Aim of the task:
Retype, with no alterations, every line between the one containing "Rebuild this screenshot" and the one containing "import React from", counting both of those lines too. Pictures are to be left out.

Input records:
===============

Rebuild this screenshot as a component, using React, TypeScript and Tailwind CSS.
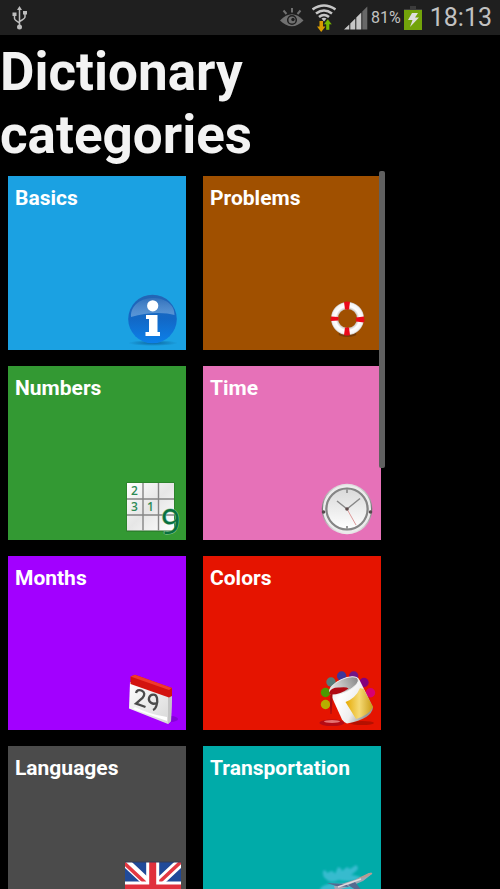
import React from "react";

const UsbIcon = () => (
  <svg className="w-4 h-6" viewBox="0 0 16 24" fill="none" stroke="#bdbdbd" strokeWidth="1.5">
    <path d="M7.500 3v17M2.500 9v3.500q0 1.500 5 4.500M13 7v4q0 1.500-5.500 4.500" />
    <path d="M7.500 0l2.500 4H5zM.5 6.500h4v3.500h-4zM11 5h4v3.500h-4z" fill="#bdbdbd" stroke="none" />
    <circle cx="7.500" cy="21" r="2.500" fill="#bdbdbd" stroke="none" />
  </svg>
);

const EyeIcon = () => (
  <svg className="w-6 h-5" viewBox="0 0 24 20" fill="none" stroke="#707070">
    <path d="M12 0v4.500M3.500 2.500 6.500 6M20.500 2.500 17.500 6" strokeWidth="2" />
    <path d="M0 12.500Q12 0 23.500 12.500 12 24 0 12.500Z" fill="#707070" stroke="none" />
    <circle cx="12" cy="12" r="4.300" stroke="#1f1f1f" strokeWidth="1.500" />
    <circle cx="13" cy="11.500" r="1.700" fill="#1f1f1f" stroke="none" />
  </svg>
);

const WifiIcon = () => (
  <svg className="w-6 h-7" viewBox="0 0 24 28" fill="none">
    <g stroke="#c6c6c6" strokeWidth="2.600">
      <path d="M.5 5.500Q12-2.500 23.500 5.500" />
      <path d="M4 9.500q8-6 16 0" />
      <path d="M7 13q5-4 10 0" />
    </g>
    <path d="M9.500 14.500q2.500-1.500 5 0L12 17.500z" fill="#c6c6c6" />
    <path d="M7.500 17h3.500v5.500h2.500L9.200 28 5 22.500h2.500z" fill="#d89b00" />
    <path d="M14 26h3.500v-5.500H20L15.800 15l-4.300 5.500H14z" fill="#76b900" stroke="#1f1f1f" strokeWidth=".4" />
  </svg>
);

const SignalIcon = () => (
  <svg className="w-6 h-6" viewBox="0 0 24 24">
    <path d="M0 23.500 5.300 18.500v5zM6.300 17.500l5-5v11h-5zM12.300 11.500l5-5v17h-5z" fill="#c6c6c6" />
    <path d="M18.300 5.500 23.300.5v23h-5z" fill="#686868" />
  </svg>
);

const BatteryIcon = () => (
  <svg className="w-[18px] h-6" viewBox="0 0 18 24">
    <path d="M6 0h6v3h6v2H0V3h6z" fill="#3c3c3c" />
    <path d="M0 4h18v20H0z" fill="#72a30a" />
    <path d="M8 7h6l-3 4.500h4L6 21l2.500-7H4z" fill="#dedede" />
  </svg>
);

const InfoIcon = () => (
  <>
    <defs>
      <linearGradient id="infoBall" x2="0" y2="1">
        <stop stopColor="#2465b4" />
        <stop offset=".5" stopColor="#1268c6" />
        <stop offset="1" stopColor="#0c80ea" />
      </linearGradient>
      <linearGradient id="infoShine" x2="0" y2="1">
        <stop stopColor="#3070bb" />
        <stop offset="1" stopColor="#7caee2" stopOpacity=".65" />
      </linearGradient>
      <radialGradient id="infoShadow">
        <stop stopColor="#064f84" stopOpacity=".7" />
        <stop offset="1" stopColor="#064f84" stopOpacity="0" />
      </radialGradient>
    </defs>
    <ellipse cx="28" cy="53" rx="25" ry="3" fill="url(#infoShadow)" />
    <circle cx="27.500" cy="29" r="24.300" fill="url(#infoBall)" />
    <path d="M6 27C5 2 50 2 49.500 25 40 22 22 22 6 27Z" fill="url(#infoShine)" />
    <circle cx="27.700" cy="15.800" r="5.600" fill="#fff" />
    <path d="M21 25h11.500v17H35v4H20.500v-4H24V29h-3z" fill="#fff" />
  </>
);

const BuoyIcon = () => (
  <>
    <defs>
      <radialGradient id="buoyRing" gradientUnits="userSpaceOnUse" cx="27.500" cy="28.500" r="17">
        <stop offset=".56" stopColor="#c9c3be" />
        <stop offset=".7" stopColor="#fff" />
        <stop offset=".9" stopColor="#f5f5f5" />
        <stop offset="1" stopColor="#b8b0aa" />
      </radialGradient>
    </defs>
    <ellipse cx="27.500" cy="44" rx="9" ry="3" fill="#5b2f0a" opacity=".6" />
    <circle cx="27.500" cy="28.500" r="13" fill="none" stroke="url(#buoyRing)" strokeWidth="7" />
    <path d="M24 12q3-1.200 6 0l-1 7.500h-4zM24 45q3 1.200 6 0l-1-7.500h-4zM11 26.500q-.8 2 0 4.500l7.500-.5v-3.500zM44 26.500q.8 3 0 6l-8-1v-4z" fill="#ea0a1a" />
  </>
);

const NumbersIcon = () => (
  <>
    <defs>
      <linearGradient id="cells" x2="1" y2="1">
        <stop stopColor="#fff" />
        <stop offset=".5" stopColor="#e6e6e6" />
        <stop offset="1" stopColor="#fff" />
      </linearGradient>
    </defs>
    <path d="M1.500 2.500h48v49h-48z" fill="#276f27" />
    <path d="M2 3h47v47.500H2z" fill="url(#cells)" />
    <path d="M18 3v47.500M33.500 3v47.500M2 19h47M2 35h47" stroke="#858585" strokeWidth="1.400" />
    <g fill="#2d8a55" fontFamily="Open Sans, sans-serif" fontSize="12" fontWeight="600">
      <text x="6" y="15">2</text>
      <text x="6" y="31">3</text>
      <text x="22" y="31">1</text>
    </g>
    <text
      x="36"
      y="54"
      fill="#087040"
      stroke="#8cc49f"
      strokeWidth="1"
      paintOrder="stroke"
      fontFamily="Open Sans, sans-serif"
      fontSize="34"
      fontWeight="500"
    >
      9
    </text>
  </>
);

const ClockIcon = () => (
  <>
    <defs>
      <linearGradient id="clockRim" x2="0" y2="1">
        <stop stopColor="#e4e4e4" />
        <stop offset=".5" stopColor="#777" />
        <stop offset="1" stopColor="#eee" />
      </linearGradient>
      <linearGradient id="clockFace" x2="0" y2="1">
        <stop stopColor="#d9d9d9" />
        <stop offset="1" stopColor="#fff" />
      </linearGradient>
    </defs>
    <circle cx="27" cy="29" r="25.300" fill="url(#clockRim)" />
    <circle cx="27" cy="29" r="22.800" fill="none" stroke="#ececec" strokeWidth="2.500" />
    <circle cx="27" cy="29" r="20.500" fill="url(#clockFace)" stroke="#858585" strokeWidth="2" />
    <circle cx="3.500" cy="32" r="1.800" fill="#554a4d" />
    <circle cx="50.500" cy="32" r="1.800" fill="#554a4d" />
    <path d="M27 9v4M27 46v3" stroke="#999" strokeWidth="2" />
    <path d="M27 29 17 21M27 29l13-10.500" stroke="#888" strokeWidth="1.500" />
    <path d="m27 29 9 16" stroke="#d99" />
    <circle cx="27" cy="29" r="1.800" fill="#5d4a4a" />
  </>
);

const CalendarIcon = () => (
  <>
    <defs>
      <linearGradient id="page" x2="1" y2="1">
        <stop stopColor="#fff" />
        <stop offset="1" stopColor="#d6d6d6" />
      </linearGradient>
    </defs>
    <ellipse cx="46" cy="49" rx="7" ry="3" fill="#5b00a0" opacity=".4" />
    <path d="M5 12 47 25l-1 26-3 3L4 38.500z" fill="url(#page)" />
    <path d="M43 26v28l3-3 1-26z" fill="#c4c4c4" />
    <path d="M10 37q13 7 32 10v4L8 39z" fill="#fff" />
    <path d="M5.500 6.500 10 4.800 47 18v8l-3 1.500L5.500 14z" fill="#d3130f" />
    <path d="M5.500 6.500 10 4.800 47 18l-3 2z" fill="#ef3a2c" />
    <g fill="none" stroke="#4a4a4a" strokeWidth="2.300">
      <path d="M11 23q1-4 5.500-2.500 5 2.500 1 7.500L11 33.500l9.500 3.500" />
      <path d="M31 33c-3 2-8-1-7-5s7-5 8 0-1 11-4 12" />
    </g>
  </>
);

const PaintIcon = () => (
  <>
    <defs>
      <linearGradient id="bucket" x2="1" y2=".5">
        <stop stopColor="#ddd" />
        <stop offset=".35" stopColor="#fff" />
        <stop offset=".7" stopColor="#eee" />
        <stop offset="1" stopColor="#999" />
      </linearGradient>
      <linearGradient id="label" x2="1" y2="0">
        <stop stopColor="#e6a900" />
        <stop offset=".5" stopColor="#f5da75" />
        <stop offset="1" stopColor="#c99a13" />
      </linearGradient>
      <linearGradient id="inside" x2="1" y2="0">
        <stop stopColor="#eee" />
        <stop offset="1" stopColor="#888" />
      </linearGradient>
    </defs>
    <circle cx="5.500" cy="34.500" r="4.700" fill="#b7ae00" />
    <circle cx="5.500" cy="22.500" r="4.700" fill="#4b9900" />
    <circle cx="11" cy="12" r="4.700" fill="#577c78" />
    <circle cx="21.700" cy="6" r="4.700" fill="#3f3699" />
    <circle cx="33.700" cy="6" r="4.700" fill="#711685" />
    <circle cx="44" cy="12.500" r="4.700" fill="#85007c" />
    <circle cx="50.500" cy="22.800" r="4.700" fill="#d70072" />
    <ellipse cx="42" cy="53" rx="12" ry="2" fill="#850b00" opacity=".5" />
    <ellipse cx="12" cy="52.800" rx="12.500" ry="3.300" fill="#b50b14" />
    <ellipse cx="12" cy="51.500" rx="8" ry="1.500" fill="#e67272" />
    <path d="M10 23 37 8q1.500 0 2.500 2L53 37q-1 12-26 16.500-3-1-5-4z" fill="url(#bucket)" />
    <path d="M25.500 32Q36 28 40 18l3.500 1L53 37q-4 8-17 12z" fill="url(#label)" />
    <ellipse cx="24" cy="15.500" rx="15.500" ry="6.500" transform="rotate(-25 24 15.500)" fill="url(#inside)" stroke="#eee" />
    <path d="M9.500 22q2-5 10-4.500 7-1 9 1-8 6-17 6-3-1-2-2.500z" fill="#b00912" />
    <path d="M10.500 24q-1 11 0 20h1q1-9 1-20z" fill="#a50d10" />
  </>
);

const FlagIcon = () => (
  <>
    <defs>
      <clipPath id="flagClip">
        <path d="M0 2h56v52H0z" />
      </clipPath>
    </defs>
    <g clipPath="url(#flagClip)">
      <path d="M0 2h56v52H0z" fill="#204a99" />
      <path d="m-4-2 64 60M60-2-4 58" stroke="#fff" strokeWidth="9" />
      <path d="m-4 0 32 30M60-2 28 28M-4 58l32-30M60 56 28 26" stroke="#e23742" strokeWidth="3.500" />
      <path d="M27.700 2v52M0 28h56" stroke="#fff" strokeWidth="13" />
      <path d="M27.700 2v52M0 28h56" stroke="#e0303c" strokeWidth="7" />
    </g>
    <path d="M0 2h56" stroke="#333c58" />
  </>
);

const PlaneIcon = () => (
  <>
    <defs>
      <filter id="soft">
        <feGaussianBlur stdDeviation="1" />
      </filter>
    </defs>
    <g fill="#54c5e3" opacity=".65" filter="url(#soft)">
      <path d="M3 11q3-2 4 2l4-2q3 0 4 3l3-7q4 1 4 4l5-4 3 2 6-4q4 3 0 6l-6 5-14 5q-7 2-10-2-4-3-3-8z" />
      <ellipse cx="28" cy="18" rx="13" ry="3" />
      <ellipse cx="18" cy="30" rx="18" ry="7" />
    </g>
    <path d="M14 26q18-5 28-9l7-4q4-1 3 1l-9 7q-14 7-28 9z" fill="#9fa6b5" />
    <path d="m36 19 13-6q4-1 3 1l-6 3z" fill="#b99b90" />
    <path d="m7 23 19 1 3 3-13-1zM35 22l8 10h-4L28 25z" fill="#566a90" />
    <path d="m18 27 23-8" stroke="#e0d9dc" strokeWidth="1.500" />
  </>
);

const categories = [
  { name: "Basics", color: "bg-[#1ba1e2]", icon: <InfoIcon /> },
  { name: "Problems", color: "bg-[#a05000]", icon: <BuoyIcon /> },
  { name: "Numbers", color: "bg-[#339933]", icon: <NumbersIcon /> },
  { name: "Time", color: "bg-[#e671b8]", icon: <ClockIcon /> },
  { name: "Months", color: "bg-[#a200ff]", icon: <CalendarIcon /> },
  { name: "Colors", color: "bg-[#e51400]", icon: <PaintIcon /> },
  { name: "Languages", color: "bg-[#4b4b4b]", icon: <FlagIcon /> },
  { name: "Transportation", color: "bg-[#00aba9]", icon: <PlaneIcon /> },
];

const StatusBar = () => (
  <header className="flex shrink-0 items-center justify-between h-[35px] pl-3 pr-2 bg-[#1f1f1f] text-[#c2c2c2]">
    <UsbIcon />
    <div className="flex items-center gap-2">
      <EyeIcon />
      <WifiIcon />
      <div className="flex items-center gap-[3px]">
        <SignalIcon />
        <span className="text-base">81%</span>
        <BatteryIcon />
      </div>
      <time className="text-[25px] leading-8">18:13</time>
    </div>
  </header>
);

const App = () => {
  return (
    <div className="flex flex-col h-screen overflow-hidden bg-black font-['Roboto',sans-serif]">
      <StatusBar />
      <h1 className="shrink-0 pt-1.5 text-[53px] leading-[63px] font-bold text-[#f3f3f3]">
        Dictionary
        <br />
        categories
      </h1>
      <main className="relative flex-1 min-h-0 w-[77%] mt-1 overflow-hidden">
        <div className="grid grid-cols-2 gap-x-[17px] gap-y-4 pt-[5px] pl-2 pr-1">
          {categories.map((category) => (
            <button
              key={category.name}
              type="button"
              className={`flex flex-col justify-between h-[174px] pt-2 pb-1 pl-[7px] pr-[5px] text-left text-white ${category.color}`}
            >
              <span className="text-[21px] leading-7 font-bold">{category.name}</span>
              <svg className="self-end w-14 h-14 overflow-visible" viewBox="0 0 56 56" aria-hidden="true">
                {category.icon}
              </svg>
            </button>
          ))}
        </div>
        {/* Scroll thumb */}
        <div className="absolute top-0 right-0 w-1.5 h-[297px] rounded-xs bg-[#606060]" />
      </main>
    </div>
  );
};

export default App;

===============

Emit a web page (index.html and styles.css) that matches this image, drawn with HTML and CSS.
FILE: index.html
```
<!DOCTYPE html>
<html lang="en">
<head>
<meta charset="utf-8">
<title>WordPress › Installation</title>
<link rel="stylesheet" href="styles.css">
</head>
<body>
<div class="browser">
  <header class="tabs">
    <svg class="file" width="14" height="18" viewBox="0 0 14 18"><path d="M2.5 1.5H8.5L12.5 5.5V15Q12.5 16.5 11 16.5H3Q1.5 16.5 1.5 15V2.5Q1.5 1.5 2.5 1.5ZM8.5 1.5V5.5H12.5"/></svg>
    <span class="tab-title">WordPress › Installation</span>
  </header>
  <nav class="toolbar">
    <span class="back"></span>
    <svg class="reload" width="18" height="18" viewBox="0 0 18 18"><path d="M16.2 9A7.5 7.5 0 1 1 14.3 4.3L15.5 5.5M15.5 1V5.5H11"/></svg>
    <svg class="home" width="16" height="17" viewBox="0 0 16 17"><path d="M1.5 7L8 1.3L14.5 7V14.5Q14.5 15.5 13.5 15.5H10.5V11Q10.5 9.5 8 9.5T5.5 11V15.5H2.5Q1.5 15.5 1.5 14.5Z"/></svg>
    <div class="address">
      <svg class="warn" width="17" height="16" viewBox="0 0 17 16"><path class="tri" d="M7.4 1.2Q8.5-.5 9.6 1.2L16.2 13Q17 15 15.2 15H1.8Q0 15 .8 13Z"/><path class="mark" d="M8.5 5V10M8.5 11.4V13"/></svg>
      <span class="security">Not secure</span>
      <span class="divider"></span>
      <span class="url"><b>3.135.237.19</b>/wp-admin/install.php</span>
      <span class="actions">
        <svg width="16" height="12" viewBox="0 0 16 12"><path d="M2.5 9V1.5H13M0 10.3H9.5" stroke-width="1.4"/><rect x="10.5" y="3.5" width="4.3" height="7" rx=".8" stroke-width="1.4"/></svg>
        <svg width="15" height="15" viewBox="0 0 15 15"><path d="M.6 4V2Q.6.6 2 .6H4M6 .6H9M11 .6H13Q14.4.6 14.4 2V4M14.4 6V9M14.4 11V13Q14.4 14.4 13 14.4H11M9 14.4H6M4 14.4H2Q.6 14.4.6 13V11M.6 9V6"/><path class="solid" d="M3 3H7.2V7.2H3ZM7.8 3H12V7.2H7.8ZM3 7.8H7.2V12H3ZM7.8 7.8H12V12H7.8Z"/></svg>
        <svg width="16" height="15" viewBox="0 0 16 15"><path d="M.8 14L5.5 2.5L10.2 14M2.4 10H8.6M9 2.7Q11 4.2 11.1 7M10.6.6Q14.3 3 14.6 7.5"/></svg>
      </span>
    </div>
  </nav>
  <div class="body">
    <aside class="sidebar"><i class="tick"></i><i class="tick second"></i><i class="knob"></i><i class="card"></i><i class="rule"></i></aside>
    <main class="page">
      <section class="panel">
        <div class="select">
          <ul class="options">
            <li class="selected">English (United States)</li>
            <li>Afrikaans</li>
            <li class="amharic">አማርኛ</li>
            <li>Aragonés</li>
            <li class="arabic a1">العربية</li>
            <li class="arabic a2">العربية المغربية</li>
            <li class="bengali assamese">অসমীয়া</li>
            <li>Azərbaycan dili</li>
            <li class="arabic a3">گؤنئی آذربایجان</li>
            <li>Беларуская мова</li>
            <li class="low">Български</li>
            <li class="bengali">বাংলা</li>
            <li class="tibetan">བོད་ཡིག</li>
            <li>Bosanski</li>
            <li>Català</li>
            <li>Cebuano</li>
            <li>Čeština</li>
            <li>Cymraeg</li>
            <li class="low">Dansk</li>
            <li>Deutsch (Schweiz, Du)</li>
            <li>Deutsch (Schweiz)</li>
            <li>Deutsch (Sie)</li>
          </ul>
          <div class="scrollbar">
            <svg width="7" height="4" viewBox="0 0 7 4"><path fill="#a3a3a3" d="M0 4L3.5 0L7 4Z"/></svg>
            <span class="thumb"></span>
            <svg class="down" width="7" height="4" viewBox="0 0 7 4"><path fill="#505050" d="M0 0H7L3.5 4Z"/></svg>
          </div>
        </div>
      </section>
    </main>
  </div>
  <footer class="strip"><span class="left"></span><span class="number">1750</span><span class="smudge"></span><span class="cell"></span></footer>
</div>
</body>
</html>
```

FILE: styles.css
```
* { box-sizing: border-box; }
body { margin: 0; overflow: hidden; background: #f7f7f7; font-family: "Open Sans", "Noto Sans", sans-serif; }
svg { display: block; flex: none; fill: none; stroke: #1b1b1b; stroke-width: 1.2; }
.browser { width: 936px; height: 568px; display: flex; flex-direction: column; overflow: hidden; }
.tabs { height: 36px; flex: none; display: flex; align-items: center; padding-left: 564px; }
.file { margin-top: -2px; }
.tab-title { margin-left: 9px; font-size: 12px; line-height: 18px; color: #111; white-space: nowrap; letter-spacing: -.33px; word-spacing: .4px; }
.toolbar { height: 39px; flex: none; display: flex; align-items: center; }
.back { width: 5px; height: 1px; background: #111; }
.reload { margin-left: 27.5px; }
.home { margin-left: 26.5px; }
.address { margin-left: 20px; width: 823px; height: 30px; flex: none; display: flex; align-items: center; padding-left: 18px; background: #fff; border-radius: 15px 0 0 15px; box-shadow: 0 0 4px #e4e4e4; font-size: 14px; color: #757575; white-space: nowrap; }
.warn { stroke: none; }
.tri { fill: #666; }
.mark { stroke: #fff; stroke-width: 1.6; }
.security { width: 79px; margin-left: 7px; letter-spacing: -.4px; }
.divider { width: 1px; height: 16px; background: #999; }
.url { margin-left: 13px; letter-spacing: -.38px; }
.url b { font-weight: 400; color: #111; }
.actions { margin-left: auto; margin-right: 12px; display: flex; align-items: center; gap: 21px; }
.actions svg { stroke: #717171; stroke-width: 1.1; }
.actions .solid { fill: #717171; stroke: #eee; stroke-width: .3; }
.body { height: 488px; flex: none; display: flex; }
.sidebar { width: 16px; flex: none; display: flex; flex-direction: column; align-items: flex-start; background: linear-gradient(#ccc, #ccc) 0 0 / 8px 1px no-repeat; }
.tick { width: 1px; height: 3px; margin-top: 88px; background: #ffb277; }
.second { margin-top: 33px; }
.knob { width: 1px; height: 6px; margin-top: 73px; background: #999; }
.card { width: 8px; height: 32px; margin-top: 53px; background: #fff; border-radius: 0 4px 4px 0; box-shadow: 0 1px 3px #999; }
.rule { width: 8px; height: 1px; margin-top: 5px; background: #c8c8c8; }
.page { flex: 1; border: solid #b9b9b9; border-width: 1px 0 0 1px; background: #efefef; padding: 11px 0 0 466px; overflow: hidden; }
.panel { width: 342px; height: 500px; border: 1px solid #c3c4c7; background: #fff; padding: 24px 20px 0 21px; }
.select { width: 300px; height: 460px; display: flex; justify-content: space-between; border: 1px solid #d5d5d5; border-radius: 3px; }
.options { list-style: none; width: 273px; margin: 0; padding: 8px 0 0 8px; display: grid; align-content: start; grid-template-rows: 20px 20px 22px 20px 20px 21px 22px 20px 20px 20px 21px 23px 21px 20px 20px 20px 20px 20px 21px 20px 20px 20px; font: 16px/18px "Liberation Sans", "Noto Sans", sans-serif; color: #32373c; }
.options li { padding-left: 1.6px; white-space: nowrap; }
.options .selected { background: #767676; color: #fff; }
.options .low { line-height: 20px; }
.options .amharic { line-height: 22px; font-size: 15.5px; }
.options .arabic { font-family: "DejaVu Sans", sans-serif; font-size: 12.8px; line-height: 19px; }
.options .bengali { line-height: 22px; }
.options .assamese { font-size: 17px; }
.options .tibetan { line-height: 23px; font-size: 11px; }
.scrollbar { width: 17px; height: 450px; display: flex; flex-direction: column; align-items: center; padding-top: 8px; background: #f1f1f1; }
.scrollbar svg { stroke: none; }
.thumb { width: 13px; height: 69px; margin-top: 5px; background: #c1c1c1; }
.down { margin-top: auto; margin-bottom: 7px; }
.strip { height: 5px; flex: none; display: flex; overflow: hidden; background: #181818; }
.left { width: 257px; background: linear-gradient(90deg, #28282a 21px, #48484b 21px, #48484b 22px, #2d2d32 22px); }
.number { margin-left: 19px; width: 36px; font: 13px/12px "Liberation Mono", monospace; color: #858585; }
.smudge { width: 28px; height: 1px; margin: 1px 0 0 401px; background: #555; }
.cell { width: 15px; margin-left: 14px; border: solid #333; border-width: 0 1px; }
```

===============

Worked answer:
Rebuild this screenshot as a component, using React, TypeScript and Tailwind CSS.
import React from "react";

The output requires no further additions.